• **What the task asks**
Which lines below hold the word "React"? Report each one.

• **Source excerpt**
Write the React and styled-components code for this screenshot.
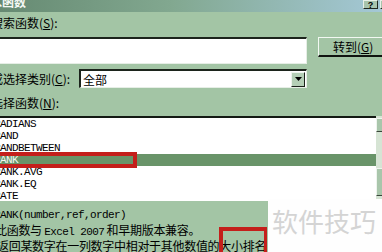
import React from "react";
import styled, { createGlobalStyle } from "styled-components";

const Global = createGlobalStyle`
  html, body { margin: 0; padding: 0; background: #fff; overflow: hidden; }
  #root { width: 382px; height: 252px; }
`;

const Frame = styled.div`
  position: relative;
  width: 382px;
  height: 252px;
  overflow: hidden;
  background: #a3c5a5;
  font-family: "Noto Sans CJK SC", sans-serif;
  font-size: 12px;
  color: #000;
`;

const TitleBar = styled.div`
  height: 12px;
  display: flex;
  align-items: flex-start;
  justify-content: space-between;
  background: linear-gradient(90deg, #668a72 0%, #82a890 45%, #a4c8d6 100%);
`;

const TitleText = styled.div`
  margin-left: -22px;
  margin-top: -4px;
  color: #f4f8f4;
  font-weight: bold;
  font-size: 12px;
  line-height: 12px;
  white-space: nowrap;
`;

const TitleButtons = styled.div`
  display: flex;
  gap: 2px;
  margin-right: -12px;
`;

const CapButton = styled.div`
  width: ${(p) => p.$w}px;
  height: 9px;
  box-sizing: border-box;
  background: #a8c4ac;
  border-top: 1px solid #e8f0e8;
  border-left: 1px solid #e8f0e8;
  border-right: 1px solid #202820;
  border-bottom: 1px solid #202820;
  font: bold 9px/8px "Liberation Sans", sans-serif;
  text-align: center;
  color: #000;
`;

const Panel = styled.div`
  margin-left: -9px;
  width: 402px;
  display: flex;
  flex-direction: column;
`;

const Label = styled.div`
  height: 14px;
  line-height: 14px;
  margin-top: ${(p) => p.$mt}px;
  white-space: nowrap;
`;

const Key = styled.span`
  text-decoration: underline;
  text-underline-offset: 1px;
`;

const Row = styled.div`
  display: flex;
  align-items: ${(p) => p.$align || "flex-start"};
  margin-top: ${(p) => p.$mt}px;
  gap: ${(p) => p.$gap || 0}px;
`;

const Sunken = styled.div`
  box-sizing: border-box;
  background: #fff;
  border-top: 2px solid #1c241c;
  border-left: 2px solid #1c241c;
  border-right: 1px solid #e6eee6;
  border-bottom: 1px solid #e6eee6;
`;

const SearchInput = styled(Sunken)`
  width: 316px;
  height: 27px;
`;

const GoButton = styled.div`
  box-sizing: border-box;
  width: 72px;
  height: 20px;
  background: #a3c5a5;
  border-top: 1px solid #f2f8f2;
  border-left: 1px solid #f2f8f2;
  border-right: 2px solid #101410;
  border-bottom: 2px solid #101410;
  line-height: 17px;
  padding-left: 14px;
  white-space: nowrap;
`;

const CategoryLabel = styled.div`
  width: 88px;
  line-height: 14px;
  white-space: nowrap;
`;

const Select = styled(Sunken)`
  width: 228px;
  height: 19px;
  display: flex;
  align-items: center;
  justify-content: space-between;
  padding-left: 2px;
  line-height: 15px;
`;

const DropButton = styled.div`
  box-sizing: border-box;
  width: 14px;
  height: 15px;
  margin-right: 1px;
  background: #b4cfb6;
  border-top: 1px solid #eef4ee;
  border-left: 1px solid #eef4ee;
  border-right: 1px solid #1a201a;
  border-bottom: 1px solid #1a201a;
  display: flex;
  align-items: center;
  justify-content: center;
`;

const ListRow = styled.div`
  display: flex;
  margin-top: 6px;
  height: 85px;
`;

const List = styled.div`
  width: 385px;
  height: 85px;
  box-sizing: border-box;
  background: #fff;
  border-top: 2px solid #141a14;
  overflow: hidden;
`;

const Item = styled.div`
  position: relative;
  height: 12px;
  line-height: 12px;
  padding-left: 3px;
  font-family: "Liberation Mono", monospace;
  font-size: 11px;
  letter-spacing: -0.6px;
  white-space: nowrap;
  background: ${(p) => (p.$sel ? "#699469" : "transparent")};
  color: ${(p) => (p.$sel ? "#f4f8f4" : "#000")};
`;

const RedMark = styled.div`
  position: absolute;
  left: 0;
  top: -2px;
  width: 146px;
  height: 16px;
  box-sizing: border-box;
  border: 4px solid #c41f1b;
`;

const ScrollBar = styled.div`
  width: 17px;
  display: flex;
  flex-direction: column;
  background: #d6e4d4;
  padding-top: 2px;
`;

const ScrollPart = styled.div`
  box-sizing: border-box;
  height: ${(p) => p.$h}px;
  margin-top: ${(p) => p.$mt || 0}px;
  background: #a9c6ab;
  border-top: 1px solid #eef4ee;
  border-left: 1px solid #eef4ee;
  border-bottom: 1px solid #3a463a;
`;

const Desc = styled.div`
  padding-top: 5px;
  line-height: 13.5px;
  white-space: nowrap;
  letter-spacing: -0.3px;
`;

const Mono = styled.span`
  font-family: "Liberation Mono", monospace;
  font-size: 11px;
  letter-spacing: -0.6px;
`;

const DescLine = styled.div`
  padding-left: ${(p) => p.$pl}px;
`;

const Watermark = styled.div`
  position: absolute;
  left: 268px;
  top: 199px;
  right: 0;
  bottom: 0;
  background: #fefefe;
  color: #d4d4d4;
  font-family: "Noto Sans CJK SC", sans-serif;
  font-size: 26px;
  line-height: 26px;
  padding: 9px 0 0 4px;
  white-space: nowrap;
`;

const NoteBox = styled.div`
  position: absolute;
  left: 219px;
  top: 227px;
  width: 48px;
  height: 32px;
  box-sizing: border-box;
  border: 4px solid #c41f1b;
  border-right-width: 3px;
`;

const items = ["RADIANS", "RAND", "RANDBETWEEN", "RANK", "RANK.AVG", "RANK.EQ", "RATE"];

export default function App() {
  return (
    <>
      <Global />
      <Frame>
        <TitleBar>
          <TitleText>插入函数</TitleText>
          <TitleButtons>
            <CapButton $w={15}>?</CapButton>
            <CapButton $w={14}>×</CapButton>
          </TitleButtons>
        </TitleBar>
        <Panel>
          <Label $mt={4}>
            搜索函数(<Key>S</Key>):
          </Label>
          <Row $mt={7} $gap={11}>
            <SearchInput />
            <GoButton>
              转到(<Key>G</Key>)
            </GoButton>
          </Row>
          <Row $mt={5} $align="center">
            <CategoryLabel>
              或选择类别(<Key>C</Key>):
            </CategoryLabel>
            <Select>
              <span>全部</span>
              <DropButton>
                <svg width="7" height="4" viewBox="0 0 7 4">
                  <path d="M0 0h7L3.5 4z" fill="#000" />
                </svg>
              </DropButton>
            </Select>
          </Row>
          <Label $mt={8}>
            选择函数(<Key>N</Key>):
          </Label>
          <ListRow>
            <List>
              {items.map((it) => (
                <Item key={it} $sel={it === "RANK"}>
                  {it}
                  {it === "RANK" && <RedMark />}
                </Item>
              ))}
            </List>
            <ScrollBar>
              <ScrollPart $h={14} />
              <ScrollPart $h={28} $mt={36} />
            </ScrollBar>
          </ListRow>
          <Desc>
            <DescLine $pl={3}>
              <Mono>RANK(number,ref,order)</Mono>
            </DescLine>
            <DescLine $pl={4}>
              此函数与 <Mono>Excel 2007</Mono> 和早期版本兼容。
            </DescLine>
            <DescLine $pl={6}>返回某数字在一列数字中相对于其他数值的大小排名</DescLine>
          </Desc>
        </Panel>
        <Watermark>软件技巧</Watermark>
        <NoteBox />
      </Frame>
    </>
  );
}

• **Task answer**
Write the React and styled-components code for this screenshot.
import React from "react";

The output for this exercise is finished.